**DATA PROVIDED:**
────────────────────────────────────────
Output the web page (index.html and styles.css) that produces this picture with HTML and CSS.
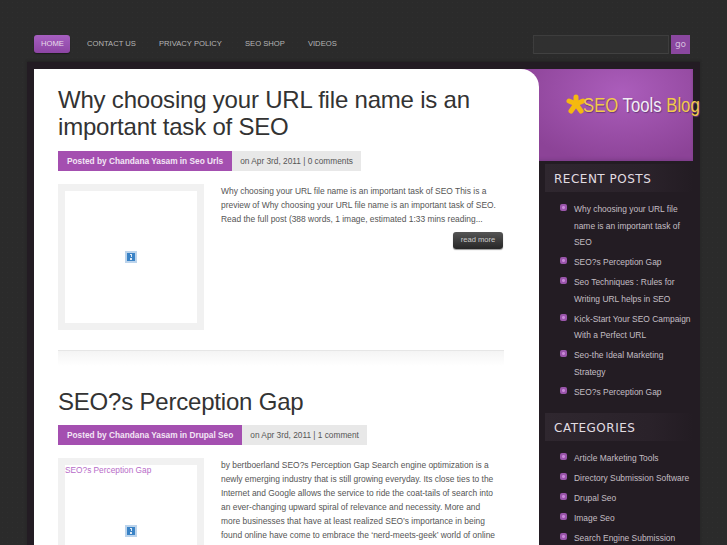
FILE: index.html
```html
<!DOCTYPE html>
<html lang="en">
<head>
<meta charset="utf-8">
<title>SEO Tools Blog</title>
<link rel="stylesheet" href="styles.css">
</head>
<body>
<div class="page">
  <header class="topbar">
    <nav class="nav">
      <a class="nav-link active" href="#">HOME</a>
      <a class="nav-link" href="#">CONTACT US</a>
      <a class="nav-link" href="#">PRIVACY POLICY</a>
      <a class="nav-link" href="#">SEO SHOP</a>
      <a class="nav-link" href="#">VIDEOS</a>
    </nav>
    <form class="search">
      <div class="search-input"></div>
      <div class="search-go">go</div>
    </form>
  </header>
  <div class="wrap">
    <main class="main">
      <article class="post">
        <h2 class="post-title">Why choosing your URL file name is an important task of SEO</h2>
        <div class="meta"><span class="meta-by">Posted by Chandana Yasam in Seo Urls</span><span class="meta-on">on Apr 3rd, 2011 | 0 comments</span></div>
        <div class="post-body">
          <div class="thumb">
            <div class="thumb-inner">
              <svg class="broken" viewBox="0 0 12 12"><rect width="12" height="12" fill="#bcd4ec"/><rect x="2" y="2" width="8" height="8" fill="#3a83c6"/><rect x="5" y="3" width="2" height="1" fill="#dfeaf5"/><rect x="6" y="4" width="1" height="2" fill="#dfeaf5"/><rect x="5" y="7" width="2" height="2" fill="#dfeaf5"/></svg>
            </div>
          </div>
          <div class="excerpt">
            <p class="excerpt-text">Why choosing your URL file name is an important task of SEO This is a preview of Why choosing your URL file name is an important task of SEO. Read the full post (388 words, 1 image, estimated 1:33 mins reading...</p>
            <div class="more-row"><a class="more" href="#">read more</a></div>
          </div>
        </div>
      </article>
      <div class="separator"></div>
      <article class="post second">
        <h2 class="post-title">SEO?s Perception Gap</h2>
        <div class="meta"><span class="meta-by">Posted by Chandana Yasam in Drupal Seo</span><span class="meta-on">on Apr 3rd, 2011 | 1 comment</span></div>
        <div class="post-body">
          <div class="thumb">
            <div class="thumb-inner">
              <a class="thumb-link" href="#">SEO?s Perception Gap</a>
              <svg class="broken" viewBox="0 0 12 12"><rect width="12" height="12" fill="#bcd4ec"/><rect x="2" y="2" width="8" height="8" fill="#3a83c6"/><rect x="5" y="3" width="2" height="1" fill="#dfeaf5"/><rect x="6" y="4" width="1" height="2" fill="#dfeaf5"/><rect x="5" y="7" width="2" height="2" fill="#dfeaf5"/></svg>
            </div>
          </div>
          <div class="excerpt">
            <p class="excerpt-text">by bertboerland SEO?s Perception Gap Search engine optimization is a newly emerging industry that is still growing everyday. Its close ties to the Internet and Google allows the service to ride the coat-tails of search into an ever-changing upward spiral of relevance and necessity. More and more businesses that have at least realized SEO’s importance in being found online have come to embrace the ‘nerd-meets-geek’ world of online marketing. However, plenty are not clear what, how SEO, the same path</p>
          </div>
        </div>
      </article>
    </main>
    <aside class="side">
      <div class="logo">
        <svg class="logo-star" viewBox="0 0 20 20"><g stroke="#f5b90f" stroke-width="5" stroke-linecap="round"><line x1="10" y1="10" x2="10" y2="3"/><line x1="10" y1="10" x2="17" y2="7"/><line x1="10" y1="10" x2="15" y2="17"/><line x1="10" y1="10" x2="5" y2="17"/><line x1="10" y1="10" x2="3" y2="7"/></g></svg>
        <span class="logo-text"><span class="gold">SEO</span> Tools <span class="gold">Blog</span></span>
      </div>
      <section class="widget">
        <h3 class="widget-title">RECENT POSTS</h3>
        <ul class="widget-list">
          <li class="widget-item">Why choosing your URL file name is an important task of SEO</li>
          <li class="widget-item">SEO?s Perception Gap</li>
          <li class="widget-item">Seo Techniques : Rules for Writing URL helps in SEO</li>
          <li class="widget-item">Kick-Start Your SEO Campaign With a Perfect URL</li>
          <li class="widget-item">Seo-the Ideal Marketing Strategy</li>
          <li class="widget-item">SEO?s Perception Gap</li>
        </ul>
      </section>
      <section class="widget">
        <h3 class="widget-title">CATEGORIES</h3>
        <ul class="widget-list">
          <li class="widget-item">Article Marketing Tools</li>
          <li class="widget-item">Directory Submission Software</li>
          <li class="widget-item">Drupal Seo</li>
          <li class="widget-item">Image Seo</li>
          <li class="widget-item">Search Engine Submission</li>
        </ul>
      </section>
    </aside>
  </div>
</div>
</body>
</html>
```
FILE: styles.css
```css
html, body {
  margin: 0;
  padding: 0;
  height: 545px;
  overflow: hidden;
}
body {
  background-color: #2b2b2b;
  background-image: radial-gradient(#2f2f2f 0.6px, transparent 0.8px);
  background-size: 5px 5px;
  font-family: "Liberation Sans", Arial, sans-serif;
  color: #555;
}
.page {
  width: 727px;
  height: 545px;
  overflow: hidden;
}
.topbar {
  display: flex;
  justify-content: space-between;
  padding: 35px 37px 0 34px;
  box-sizing: border-box;
  height: 62px;
}
.nav {
  display: flex;
  gap: 23px;
  height: 18px;
}
.nav-link {
  display: block;
  font-size: 7.65px;
  line-height: 18px;
  color: #b5b5b5;
  text-decoration: none;
}
.nav-link.active {
  box-sizing: border-box;
  width: 36px;
  margin-right: -6px;
  padding-left: 7px;
  background: linear-gradient(#a65fc0, #8d45a4);
  color: #e8dcea;
  border-radius: 3px;
  box-shadow: 0 1px 1px #1c1c1c;
}
.search {
  display: flex;
  gap: 2px;
  margin: 0;
}
.search-input {
  width: 134px;
  height: 17px;
  background: #303030;
  border: 1px solid #3d3d3d;
  border-bottom-color: #414141;
}
.search-go {
  width: 19px;
  height: 19px;
  background: #8a479f;
  color: #d5bede;
  font-size: 9px;
  line-height: 18px;
  text-align: center;
  font-family: "DejaVu Sans", sans-serif;
}
.wrap {
  display: flex;
  width: 659px;
  margin-left: 27px;
  padding: 7px 7px 0;
  background: #231c23;
  box-shadow: 0 -1px 2px #222;
  height: 483px;
}
.main {
  position: relative;
  z-index: 1;
  width: 505px;
  box-sizing: border-box;
  flex: none;
  background: #fff;
  border-top-right-radius: 18px;
  padding: 0 35px 0 24px;
}
.post-title {
  margin: 0;
  padding-top: 17px;
  font-weight: 400;
  font-size: 24px;
  letter-spacing: -0.2px;
  line-height: 27px;
  color: #333;
}
.meta {
  display: flex;
  margin-top: 11px;
  height: 20px;
  font-size: 8.3px;
  line-height: 20px;
}
.meta-by {
  background: #a44fb0;
  color: #f3e6f5;
  font-weight: 700;
  padding: 0 9px;
}
.meta-on {
  background: #e8e8e8;
  color: #555;
  padding: 0 8px;
}
.post-body {
  display: flex;
  gap: 17px;
  margin-top: 13px;
}
.thumb {
  flex: none;
  width: 146px;
  height: 146px;
  box-sizing: border-box;
  border: 7px solid #f1f1f1;
  background: #fff;
}
.thumb-inner {
  position: relative;
  height: 132px;
  display: flex;
  align-items: center;
  justify-content: center;
}
.broken {
  width: 12px;
  height: 12px;
}
.thumb-link {
  position: absolute;
  left: 0;
  top: 0;
  font-size: 8.3px;
  line-height: 11px;
  color: #b76cc8;
  text-decoration: none;
}
.excerpt {
  flex: 1;
}
.excerpt-text {
  margin: 0;
  max-width: 279px;
  font-size: 8.44px;
  line-height: 14px;
  color: #555;
}
.more-row {
  display: flex;
  justify-content: flex-end;
  margin: 6px 1px 0 0;
}
.more {
  display: block;
  width: 50px;
  height: 17px;
  background: linear-gradient(#555, #262626);
  border-radius: 3px;
  box-shadow: 0 1px 1px #999;
  color: #ccc;
  font-size: 7.6px;
  line-height: 16px;
  text-align: center;
  text-decoration: none;
}
.separator {
  height: 15px;
  margin-top: 20px;
  width: 446px;
  border-top: 1px solid #e6e6e6;
  background: linear-gradient(#f4f4f4, #fff);
}
.second .post-title {
  padding-top: 22px;
}
.second .meta {
  margin-top: 10px;
}
.side {
  width: 154px;
  flex: none;
}
.logo {
  position: relative;
  height: 92px;
  margin-left: -24px;
  background: radial-gradient(ellipse at 60% 25%, #ab5dbb, #8c4397 75%);
  box-shadow: inset 0 -2px 3px #7f3e8c;
}
.logo-star {
  position: absolute;
  left: 51px;
  top: 25px;
  width: 20px;
  height: 20px;
}
.logo-text {
  position: absolute;
  left: 68px;
  top: 25px;
  font-family: "Liberation Sans", sans-serif;
  font-size: 20px;
  line-height: 22px;
  color: #f3eef6;
  white-space: nowrap;
  text-shadow: 1px 1px 1px #6a3a7a;
  transform: scaleX(0.835);
  transform-origin: left center;
}
.gold {
  color: #f2c94c;
}
.widget {
  padding-left: 6px;
}
.widget-title {
  margin: 3px 0 0;
  height: 28px;
  padding-left: 9px;
  font-family: "DejaVu Sans", sans-serif;
  font-weight: 400;
  font-size: 12px;
  line-height: 31px;
  letter-spacing: 0.5px;
  color: #e2dde2;
  background: linear-gradient(90deg, #2f272f, #2a222a 70%, #231c23);
}
.widget-list {
  list-style: none;
  margin: 0;
  padding: 9px 0 6px 29px;
}
.widget-item {
  position: relative;
  font-size: 8.44px;
  line-height: 16.6px;
  color: #c3bec3;
  padding-bottom: 3.4px;
}
.widget-item::before {
  content: "";
  position: absolute;
  left: -14px;
  top: 3px;
  width: 7px;
  height: 7px;
  border-radius: 2px;
  background: radial-gradient(#c98ad8 1px, #9a55ab 2px);
}
```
────────────────────────────────────────
**WRITTEN EXERCISE:**
Lines of the material that contain the word "page" are to be gathered.

**FULL ANSWER:**
Output the web page (index.html and styles.css) that produces this picture with HTML and CSS.
<div class="page">
.page {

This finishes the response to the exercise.